[WHAT THE EXERCISE ASKS]
Return the material word for word. Do not include the pictures.

[RAW RECORDS]
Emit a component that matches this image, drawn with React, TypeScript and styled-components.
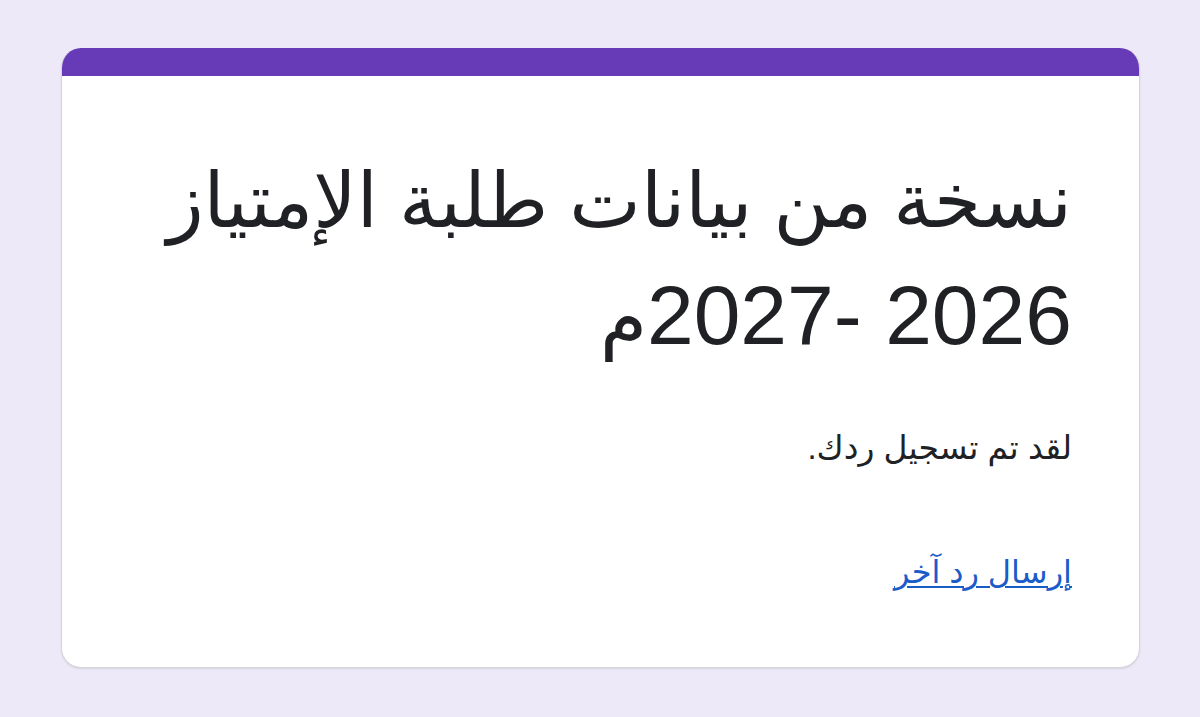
import React from "react";
import styled, { createGlobalStyle } from "styled-components";

const Global = createGlobalStyle`
  html, body { margin: 0; padding: 0; }
  body {
    background: #ede9f8;
    font-family: "Liberation Sans", "DejaVu Sans", Arial, sans-serif;
  }
`;

const Page = styled.div`
  min-height: 717px;
  box-sizing: border-box;
  padding: 48px 60px 0 61px;
`;

const Card = styled.div`
  background: #ffffff;
  border-radius: 20px;
  border: 1.5px solid #d6d6da;
  border-top: none;
  box-shadow: 0 1px 2px rgba(60, 64, 67, 0.12);
  overflow: hidden;
  height: 620px;
  box-sizing: border-box;
  display: flex;
  flex-direction: column;
`;

const TopBar = styled.div`
  height: 28px;
  background: #673ab7;
  flex: none;
`;

const Body = styled.div`
  direction: rtl;
  padding: 65px 67px 0 60px;
  display: flex;
  flex-direction: column;
`;

const Title = styled.h1`
  margin: 0;
  font-weight: 400;
  font-size: 84px;
  line-height: 115px;
  color: #202124;
`;

const TitleWords = styled.span`
  font-size: 76px;
`;

const Message = styled.p`
  margin: 53px 0 0;
  font-size: 33px;
  line-height: 40px;
  color: #202124;
`;

const Link = styled.a`
  margin-top: 86px;
  align-self: flex-start;
  font-size: 32px;
  line-height: 36px;
  color: #1a5cc8;
  text-decoration: underline;
  text-decoration-thickness: 1.5px;
  text-underline-offset: 3px;
`;

export default function App() {
  return (
    <>
      <Global />
      <Page>
        <Card>
          <TopBar />
          <Body>
            <Title>
              <TitleWords>نسخة من بيانات طلبة الإمتياز</TitleWords> 2026 -2027<TitleWords>م</TitleWords>
            </Title>
            <Message>لقد تم تسجيل ردك.</Message>
            <Link href="#">إرسال رد آخر</Link>
          </Body>
        </Card>
      </Page>
    </>
  );
}
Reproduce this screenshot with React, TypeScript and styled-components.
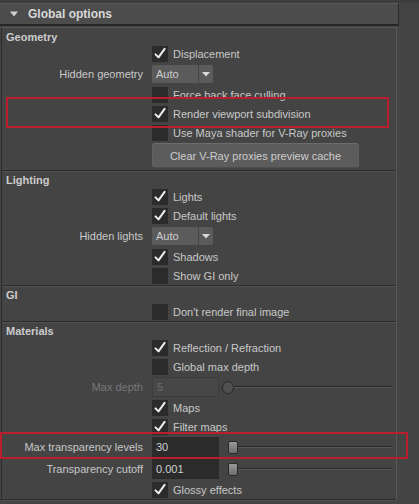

[EXERCISE RESPONSE]
Emit a component that matches this image, drawn with React, TypeScript and styled-components.
import React from "react";
import styled, { createGlobalStyle } from "styled-components";

const Global = createGlobalStyle`
  html, body { margin: 0; padding: 0; }
  body {
    background: #ede9f8;
    font-family: "Liberation Sans", "DejaVu Sans", Arial, sans-serif;
  }
`;

const Page = styled.div`
  min-height: 717px;
  box-sizing: border-box;
  padding: 48px 60px 0 61px;
`;

const Card = styled.div`
  background: #ffffff;
  border-radius: 20px;
  border: 1.5px solid #d6d6da;
  border-top: none;
  box-shadow: 0 1px 2px rgba(60, 64, 67, 0.12);
  overflow: hidden;
  height: 620px;
  box-sizing: border-box;
  display: flex;
  flex-direction: column;
`;

const TopBar = styled.div`
  height: 28px;
  background: #673ab7;
  flex: none;
`;

const Body = styled.div`
  direction: rtl;
  padding: 65px 67px 0 60px;
  display: flex;
  flex-direction: column;
`;

const Title = styled.h1`
  margin: 0;
  font-weight: 400;
  font-size: 84px;
  line-height: 115px;
  color: #202124;
`;

const TitleWords = styled.span`
  font-size: 76px;
`;

const Message = styled.p`
  margin: 53px 0 0;
  font-size: 33px;
  line-height: 40px;
  color: #202124;
`;

const Link = styled.a`
  margin-top: 86px;
  align-self: flex-start;
  font-size: 32px;
  line-height: 36px;
  color: #1a5cc8;
  text-decoration: underline;
  text-decoration-thickness: 1.5px;
  text-underline-offset: 3px;
`;

export default function App() {
  return (
    <>
      <Global />
      <Page>
        <Card>
          <TopBar />
          <Body>
            <Title>
              <TitleWords>نسخة من بيانات طلبة الإمتياز</TitleWords> 2026 -2027<TitleWords>م</TitleWords>
            </Title>
            <Message>لقد تم تسجيل ردك.</Message>
            <Link href="#">إرسال رد آخر</Link>
          </Body>
        </Card>
      </Page>
    </>
  );
}
Reproduce this screenshot with React, TypeScript and styled-components.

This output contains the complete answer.